The criteria and point values for this category are listed in the table below.

2.A. Statement of Need10
2.B. Strategic Partnerships20
2.C. Project Design and Implementation40
2.D. Work plan, Timeline, and Outcomes15
2.E. Program Management and Organizational Capacity, and Budget10
2.F. Integration with Regional Economic and Talent Development Strategies5

2.A. Statement of Need (up to 10 points)

Applicants must clearly outline the need in their state for an early warning network and strategies to engage businesses in delivering incumbent worker training in declining industries. Successful applicants will describe in detail the current challenges in their state in identifying industries and companies in decline or transformation and in re-skilling or up-skilling incumbent workers to avoid dislocation. Additionally, the applicant should describe the workforce system's current relationship with businesses and how the proposed project will increase the engagement with at-risk business with the result of raising the education and skill levels of their workers.

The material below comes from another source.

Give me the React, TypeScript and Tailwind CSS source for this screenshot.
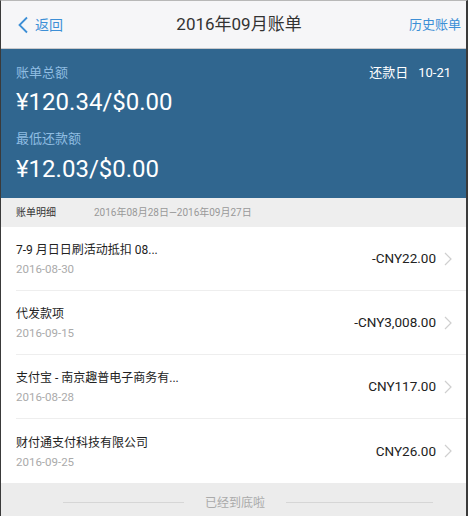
const font = { fontFamily: 'Roboto, "Noto Sans CJK SC", sans-serif' };

type Bill = { title: string; date: string; amount: string };

const bills: Bill[] = [
  { title: "7-9 月日日刷活动抵扣 08...", date: "2016-08-30", amount: "-CNY22.00" },
  { title: "代发款项", date: "2016-09-15", amount: "-CNY3,008.00" },
  { title: "支付宝 - 南京趣普电子商务有...", date: "2016-08-28", amount: "CNY117.00" },
  { title: "财付通支付科技有限公司", date: "2016-09-25", amount: "CNY26.00" },
];

function Chevron() {
  return (
    <svg width="8" height="14" viewBox="0 0 8 14" fill="none" className="shrink-0">
      <path d="M1 1l6 6-6 6" stroke="#cfcfcf" strokeWidth="1.2" />
    </svg>
  );
}

export default function App() {
  return (
    <div
      style={font}
      className="flex h-[516px] w-[468px] flex-col overflow-hidden border-t border-l border-r-2 border-t-[#b8b8b8] border-l-[#3a3a3a] border-r-[#3a3a3a] bg-white"
    >
      {/* nav */}
      <div className="flex h-[48px] shrink-0 items-center justify-between border-b border-[#c9c9cc] bg-[#f6f6f8] pl-[16px] pr-[5px]">
        <div className="flex w-[90px] items-center gap-[6px] text-[#3d8fd6]">
          <svg width="12" height="18" viewBox="0 0 12 18" fill="none">
            <path d="M10 1.5L2.5 9l7.5 7.5" stroke="#3d8fd6" strokeWidth="1.8" />
          </svg>
          <span className="text-[14px] leading-none">返回</span>
        </div>
        <div className="text-[17px] leading-none text-[#333]">2016年09月账单</div>
        <div className="w-[90px] text-right text-[13px] leading-none text-[#3d8fd6]">历史账单</div>
      </div>

      {/* summary */}
      <div className="shrink-0 bg-[#30668f] px-[15px] pt-[14px] pb-[13px]">
        <div className="flex items-center justify-between leading-[20px]">
          <span className="text-[13px] text-[#8fbde2]">账单总额</span>
          <span className="text-[13px] text-white">
            还款日<span className="ml-[10px]">10-21</span>
          </span>
        </div>
        <div className="mt-[3px] text-[24px] leading-[32px] text-white">¥120.34/$0.00</div>
        <div className="mt-[11px] text-[13px] leading-[20px] text-[#8fbde2]">最低还款额</div>
        <div className="mt-[4px] text-[24px] leading-[32px] text-white">¥12.03/$0.00</div>
      </div>

      {/* section header */}
      <div className="flex h-[29px] shrink-0 items-center bg-[#eeeeee] px-[15px] text-[10px]">
        <span className="w-[78px] text-[#333]">账单明细</span>
        <span className="text-[#999]">2016年08月28日—2016年09月27日</span>
      </div>

      {/* bills */}
      <div className="shrink-0">
        {bills.map((bill, index) => (
          <div key={bill.date} className="pl-[15px]">
            <div
              className={`flex h-[64px] items-center pr-[14px] ${
                index < bills.length - 1 ? "border-b border-[#eeeeee]" : ""
              }`}
            >
              <div className="flex-1 pt-[2px]">
                <div className="text-[12px] leading-[18px] text-[#222]">{bill.title}</div>
                <div className="mt-[1px] text-[11.5px] leading-[18px] text-[#aaaaaa]">{bill.date}</div>
              </div>
              <span className="mr-[8px] text-[13.5px] text-[#222]">{bill.amount}</span>
              <Chevron />
            </div>
          </div>
        ))}
      </div>

      {/* footer */}
      <div className="flex flex-1 items-center gap-[20px] bg-[#ececec] pl-[62px] pt-[6px]">
        <div className="h-px w-[121px] bg-[#d6d6d6]" />
        <span className="w-[62px] whitespace-nowrap text-center text-[12px] leading-none text-[#aaaaaa]">
          已经到底啦
        </span>
        <div className="h-px w-[147px] bg-[#d6d6d6]" />
      </div>
    </div>
  );
}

2.B. Strategic Partnerships (up to 20 points)

The applicant must demonstrate that strategic partnerships are an integral component of their Early Warning Network and Business Engagement Strategy and are comprised at a minimum of: the workforce system, education and training providers (which may include community and technical colleges, adult education and vocational education programs or providers, alternative education programs or providers, four-year universities, and other private or not-for-profit training providers), business and industry, and economic development entities. Applicants must:

  • Identify all current and potential partners and explain the meaningful role that each partner will play in the project.

○ Required partners include the workforce system at the state and local levels, governmental and/or non-governmental economic development agencies at the state and/or local levels, one or more educational or training entities, one or more companies or business or industry associations, and one or more outplacement firms. Additionally, optional partners include philanthropic organizations, faith and community-based organizations, governmental and non-governmental education agencies, and labor management organizations if applicable.

  • Describe how new and existing partnerships will be engaged to plan and implement the Early Warning Network and Business engagement strategy.
  • Identify the sources of leveraged resources and what activities will be implemented using those resources
  • Elaborate on how leveraged resources and partnerships will achieve more significant impacts
  • Demonstrate existing coordination of partnerships or capacity to quickly establish these links
  • Demonstrate that the project has the partnerships necessary to have broad community reach.

Points for this criterion will be awarded based on several factors:

  • The completeness of the partnership, based on project design;
  • The degree of meaningful engagement of partners in project activities; and
  • The extent to which the applicant integrates partners' strengths and assets into project design and implementation; and;
  • The extent to which strategic partnerships meet the elements laid our under the early warning system and business engagement planning and implementation sections of this Solicitation.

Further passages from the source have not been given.